Testo e foto di Andrea Staid

Viviamo una contemporaneità segnata dai disastri ecosistemici, ogni giorno dobbiamo sempre di più fare i conti con il cambiamento climatico. Questa crisi ecologica e sociale è dovuta soprattutto ai nostri stili di vita non sostenibili ma anche dal modo in cui ci vediamo come specie nel cosmo. Siamo una società estremamente antropocentrica in cui tutti i viventi che ci circondano sono oggettificati, ovvero completamente svuotati da diritti e pensati come merce. Usiamo tutto solo per il nostro benessere e separiamo nettamente il nostro concetto di cultura dalla natura, senza renderci conto che ne facciamo parte.

Questo conflitto tra natura e cultura che noi, abitanti dell’Occidente moderno, abbiamo preso a paradigma del mondo, è solo una delle visioni possibili, create dagli esseri umani per potersi adattare a vivere nell’ambiente che li circonda. Per questo risulta immediatamente comprensibile che il nostro modo di pensare l’ecologia, il concetto stesso di “preservare la natura”, è una costruzione culturale relativa al suo contesto di produzione e di fatto non universalmente comprensibile. Non è così semplice capire questa separazione natura/cultura al di fuori dell’Occidente.

E’ importante comprendere che questa visone del mondo non caratterizza tutti i gruppi umani presenti sulla terra, ci sono tanti modi culturalmente specifici di pensare, immaginare e relazionarsi con il concetto di “natura”. In contrasto con la cosmovisione occidentale, che tratta spazi naturali come semplici e inerti fonti di risorse materiali a esclusivo vantaggio dell’essere umano, ci sono altri modi di concettualizzare il vivente, dove il mondo “naturale” è composto da soggetti e dalle relazioni comunicative che tali esseri intrattengono tra loro e con noi animali umani.

“Il modo in cui gli altri generi di esseri ci vedono è importante.

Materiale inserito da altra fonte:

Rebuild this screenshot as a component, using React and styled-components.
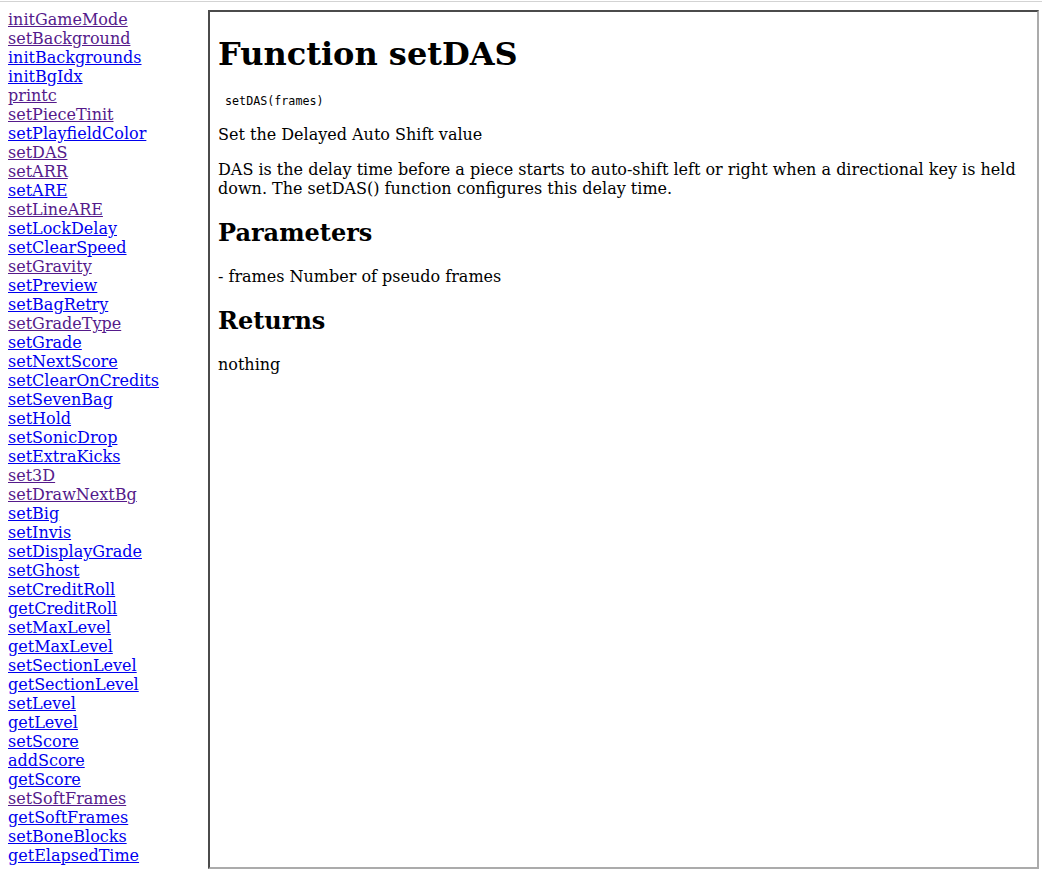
import React from "react";
import styled, { createGlobalStyle } from "styled-components";

const GlobalStyle = createGlobalStyle`
  html, body {
    margin: 0;
    padding: 0;
    background: #ffffff;
  }
  body {
    font-family: "DejaVu Serif", "Liberation Serif", serif;
    font-size: 16px;
    color: #000000;
  }
`;

const TopRule = styled.div`
  height: 1px;
  margin-top: 1px;
  background: #d3d3d3;
`;

const Layout = styled.div`
  display: flex;
  align-items: flex-start;
  padding: 8px 0 0 8px;
`;

const Sidebar = styled.nav`
  width: 200px;
  flex: none;
  display: flex;
  flex-direction: column;
  align-items: flex-start;
`;

const NavLink = styled.a`
  display: block;
  line-height: 19px;
  font-size: 16px;
  font-family: "DejaVu Serif", "Liberation Serif", serif;
  color: ${(p) => (p.$visited ? "#551a8b" : "#0000ee")};
  text-decoration: underline;
`;

const Frame = styled.main`
  box-sizing: border-box;
  flex: none;
  width: 831px;
  height: 859px;
  border-style: solid;
  border-width: 2px;
  border-color: #4b4b4b #ababab #ababab #4b4b4b;
  padding: 0 8px;
  overflow: hidden;
  background: #ffffff;
`;

const Title = styled.h1`
  font-size: 32px;
  font-weight: bold;
  margin: 22.5px 0 21.44px;
`;

const Signature = styled.pre`
  font-family: "DejaVu Sans Mono", "Liberation Mono", monospace;
  font-size: 11.7px;
  line-height: 15px;
  margin: 13px 0;
`;

const Paragraph = styled.p`
  margin: 16px 0;
  line-height: normal;
`;

const SectionTitle = styled.h2`
  font-size: 24px;
  font-weight: bold;
  margin: 19.92px 0;
`;

const links = [
  ["initGameMode", true],
  ["setBackground", true],
  ["initBackgrounds", false],
  ["initBgIdx", false],
  ["printc", true],
  ["setPieceTinit", true],
  ["setPlayfieldColor", false],
  ["setDAS", true],
  ["setARR", true],
  ["setARE", false],
  ["setLineARE", true],
  ["setLockDelay", false],
  ["setClearSpeed", false],
  ["setGravity", true],
  ["setPreview", false],
  ["setBagRetry", false],
  ["setGradeType", true],
  ["setGrade", false],
  ["setNextScore", false],
  ["setClearOnCredits", false],
  ["setSevenBag", false],
  ["setHold", false],
  ["setSonicDrop", false],
  ["setExtraKicks", false],
  ["set3D", true],
  ["setDrawNextBg", true],
  ["setBig", false],
  ["setInvis", false],
  ["setDisplayGrade", false],
  ["setGhost", false],
  ["setCreditRoll", false],
  ["getCreditRoll", false],
  ["setMaxLevel", false],
  ["getMaxLevel", false],
  ["setSectionLevel", false],
  ["getSectionLevel", false],
  ["setLevel", false],
  ["getLevel", false],
  ["setScore", false],
  ["addScore", false],
  ["getScore", false],
  ["setSoftFrames", true],
  ["getSoftFrames", false],
  ["setBoneBlocks", false],
  ["getElapsedTime", false],
];

export default function App() {
  return (
    <>
      <GlobalStyle />
      <TopRule />
      <Layout>
        <Sidebar>
          {links.map(([name, visited]) => (
            <NavLink key={name} href="#" $visited={visited}>
              {name}
            </NavLink>
          ))}
        </Sidebar>
        <Frame>
          <Title>Function setDAS</Title>
          <Signature> setDAS(frames)</Signature>
          <Paragraph>Set the Delayed Auto Shift value</Paragraph>
          <Paragraph>
            DAS is the delay time before a piece starts to auto-shift left or
            right when a directional key is held down. The setDAS() function
            configures this delay time.
          </Paragraph>
          <SectionTitle>Parameters</SectionTitle>
          <Paragraph>- frames Number of pseudo frames</Paragraph>
          <SectionTitle>Returns</SectionTitle>
          <Paragraph>nothing</Paragraph>
        </Frame>
      </Layout>
    </>
  );
}
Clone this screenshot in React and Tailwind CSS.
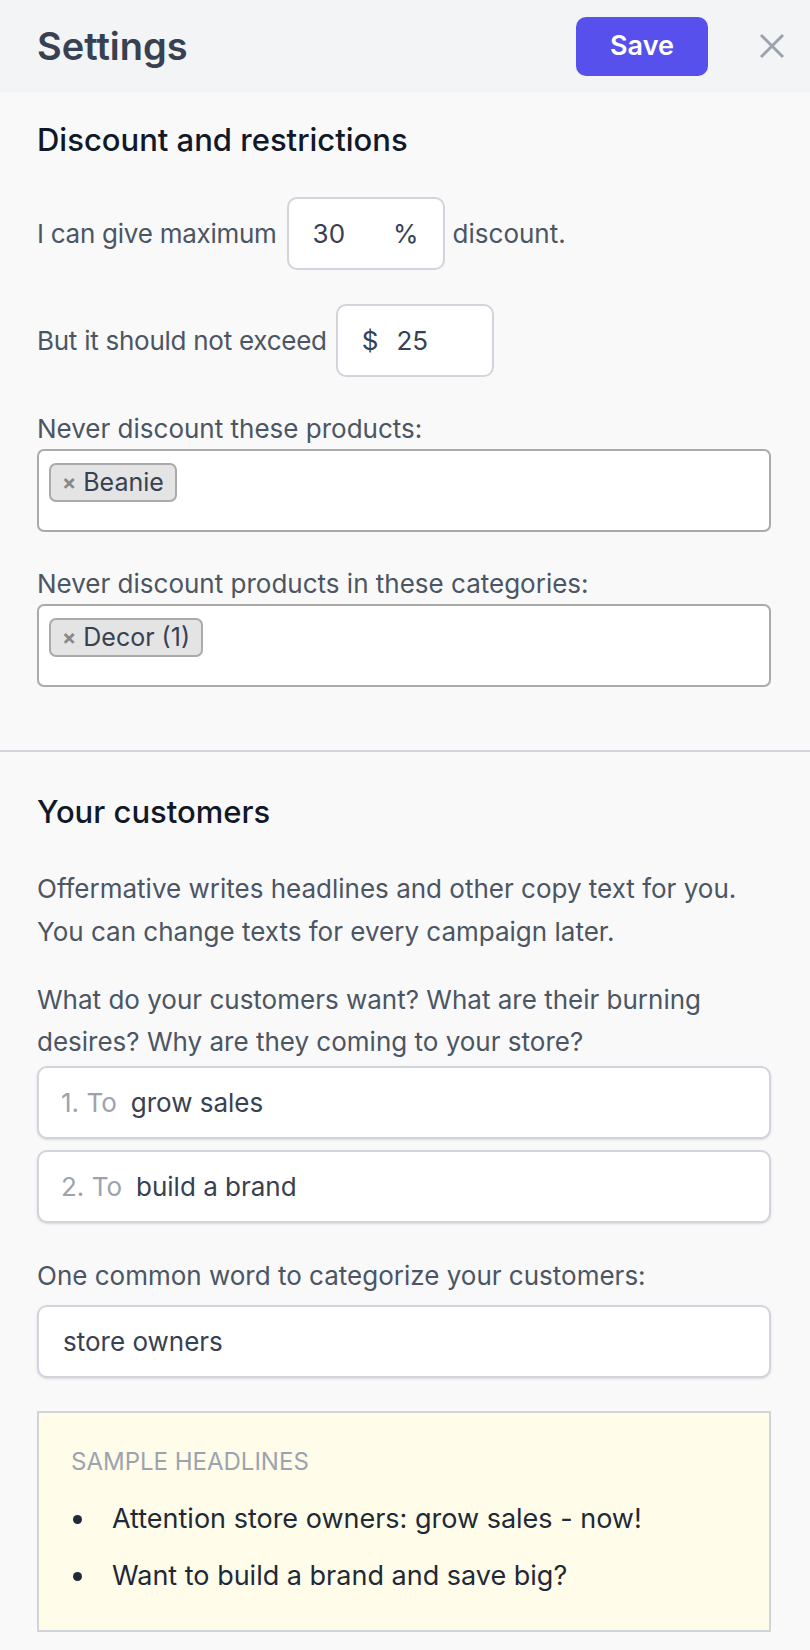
const Chip = ({ label }) => (
  <span className="inline-flex items-center h-[39px] pl-[11px] pr-[11px] gap-[7px] rounded-[7px] border-[2px] border-[#aaaaaa] bg-[#e4e4e4] text-[25px] text-[#374151]">
    <span className="text-[21px] font-bold text-[#888888] leading-none">×</span>
    <span className="leading-none">{label}</span>
  </span>
);

const TagBox = ({ label }) => (
  <div className="h-[83px] rounded-[7px] border-[2px] border-[#aaaaaa] bg-white pl-[10px] pt-[12px]">
    <Chip label={label} />
  </div>
);

const GoalInput = ({ prefix, value }) => (
  <div className="flex items-center h-[73px] rounded-[10px] border-[2px] border-[#d1d5db] bg-white shadow-sm px-[22px] text-[26px]">
    <span className="text-[#9ca3af] mr-[14px]">{prefix}</span>
    <span className="text-[#374151]">{value}</span>
  </div>
);

const App = () => {
  return (
    <div className="min-h-[1650px] bg-[#f9f9f9] font-['Inter',sans-serif]">
      <header className="h-[92px] bg-[#f3f4f6] flex items-center pl-[37px] pr-[25px]">
        <h1 className="text-[38px] font-semibold text-[#374151]">Settings</h1>
        <button className="ml-auto w-[132px] h-[59px] rounded-[10px] bg-[#5850ec] text-white text-[27px] font-semibold">
          Save
        </button>
        <svg className="ml-[51px] w-[26px] h-[26px]" viewBox="0 0 26 26" fill="none" stroke="#9ca3af" strokeWidth="3">
          <path d="M2 2 L24 24 M24 2 L2 24" />
        </svg>
      </header>

      <section className="pl-[37px] pr-[39px] pt-[28px] pb-[63px]">
        <h2 className="text-[31px] leading-[40px] font-medium text-[#111827]">Discount and restrictions</h2>

        <div className="mt-[37px] flex items-center text-[26px] text-[#4b5563]">
          <span className="tracking-[-0.01em]">I can give maximum</span>
          <div className="ml-[10px] mr-[8px] w-[158px] h-[73px] flex items-center justify-between px-[24px] rounded-[10px] border-[2px] border-[#d1d5db] bg-white text-[#374151]">
            <span>30</span>
            <span>%</span>
          </div>
          <span>discount.</span>
        </div>

        <div className="mt-[34px] flex items-center text-[26px] text-[#4b5563]">
          <span className="tracking-[-0.01em]">But it should not exceed</span>
          <div className="ml-[9px] w-[158px] h-[73px] flex items-center px-[24px] gap-[18px] rounded-[10px] border-[2px] border-[#d1d5db] bg-white text-[#374151]">
            <span>$</span>
            <span>25</span>
          </div>
        </div>

        <p className="mt-[32px] text-[26px] leading-[40px] text-[#4b5563]">Never discount these products:</p>
        <TagBox label="Beanie" />

        <p className="mt-[32px] text-[26px] leading-[40px] text-[#4b5563]">Never discount products in these categories:</p>
        <TagBox label="Decor (1)" />
      </section>

      <div className="h-[2px] bg-[#d1d5db]" />

      <section className="pl-[37px] pr-[39px] pt-[40px] pb-[20px]">
        <h2 className="text-[31px] leading-[40px] font-medium text-[#111827]">Your customers</h2>

        <p className="mt-[35px] text-[26px] leading-[43px] text-[#4b5563]">
          Offermative writes headlines and other copy text for you.
          <br />
          You can change texts for every campaign later.
        </p>

        <p className="mt-[26px] text-[26px] leading-[42px] text-[#4b5563]">
          What do your customers want? What are their burning
          <br />
          desires? Why are they coming to your store?
        </p>

        <div className="mt-[3px] flex flex-col gap-[11px]">
          <GoalInput prefix="1. To" value="grow sales" />
          <GoalInput prefix="2. To" value="build a brand" />
        </div>

        <p className="mt-[32px] text-[26px] leading-[42px] text-[#4b5563]">One common word to categorize your customers:</p>
        <div className="mt-[8px] flex items-center h-[73px] rounded-[10px] border-[2px] border-[#d1d5db] bg-white shadow-sm px-[24px] text-[26px] text-[#374151]">
          store owners
        </div>

        <div className="mt-[33px] border-[2px] border-[#d1d5db] bg-[#fffde9] pl-[32px] pr-[20px] pt-[34px] pb-[33px]">
          <p className="text-[24px] leading-[30px] uppercase text-[#9ca3af]">Sample headlines</p>
          <ul className="mt-[21px] flex flex-col gap-[15px] text-[27px] leading-[42px] text-[#1f2937]">
            <li className="flex items-center">
              <span className="w-[9px] h-[9px] rounded-full bg-[#1f2937] ml-[2px] mr-[30px]" />
              Attention store owners: grow sales - now!
            </li>
            <li className="flex items-center">
              <span className="w-[9px] h-[9px] rounded-full bg-[#1f2937] ml-[2px] mr-[30px]" />
              Want to build a brand and save big?
            </li>
          </ul>
        </div>
      </section>
    </div>
  );
};

export default App;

Il fatto che altri esseri possano vederci, cambia tutto. Se anche un albero o un giaguaro hanno una rappresentazione di noi, allora l’antropologia non può più semplicemente limitarsi a esplorare le rappresentazioni che le diverse società producono. Questi incontri con altri esseri ci spingono a riconoscere il fatto che vedere, rappresentare e forse conoscere, o persino pensare, non sono questioni esclusivamente umane” (E. Kohn, Come pensano le foreste, Nottetempo, Milano 2021, p. 41).

Nella mia esperienza nel Sud-Est Asia, quando cercavo di capire insieme agli abitanti indigeni Hmong e Dzao di quei luoghi cosa fosse per loro la natura, mi veniva sempre descritta come una sorta di un unico insieme dove tutto è inserito, dove tutto ha spirito, perché gli spiriti abitano tutte le cose e possono controllare la vita sotto forma di energie, perciò devono essere interpellati, rispettati e propiziati in ogni momento importante per il gruppo e il singolo. Ci si deve muovere con attenzione e rispetto nell’ambiente che ci circonda perché tutto ha un anima.

La mia ricerca etnografica negli ultimi anni si è concentrata attorno al tema della casa (A. Staid, La casa vivente. Riparare gli spazi imparare a costruire, Add, Torino 2021). Quello che mi hanno insegnato le popolazioni indigene con le quali sono entrato in contatto è che anche le case sono vive, sono pensate e agite come organismi viventi che nascono, crescono, si possono ammalare e morire. Questo non significa che la casa è una persona, ma che la casa non può essere pensata solo come materia o meglio come merce. La casa nella maggior parte delle comunità indigene che ho conosciuto è un organismo elastico, aperto verso l’esterno, include non soltanto il costruito, ma l’ambiente di vita e i significati simbolici che le comunità vi iscrivono. Attenzione, comunità di viventi, non solo comunità di animali umani, ma società complesse abitate da animali, piante e montagne. Potremmo semplificare dicendo che è una casa di relazioni tra i viventi, o meglio che la casa è la natura.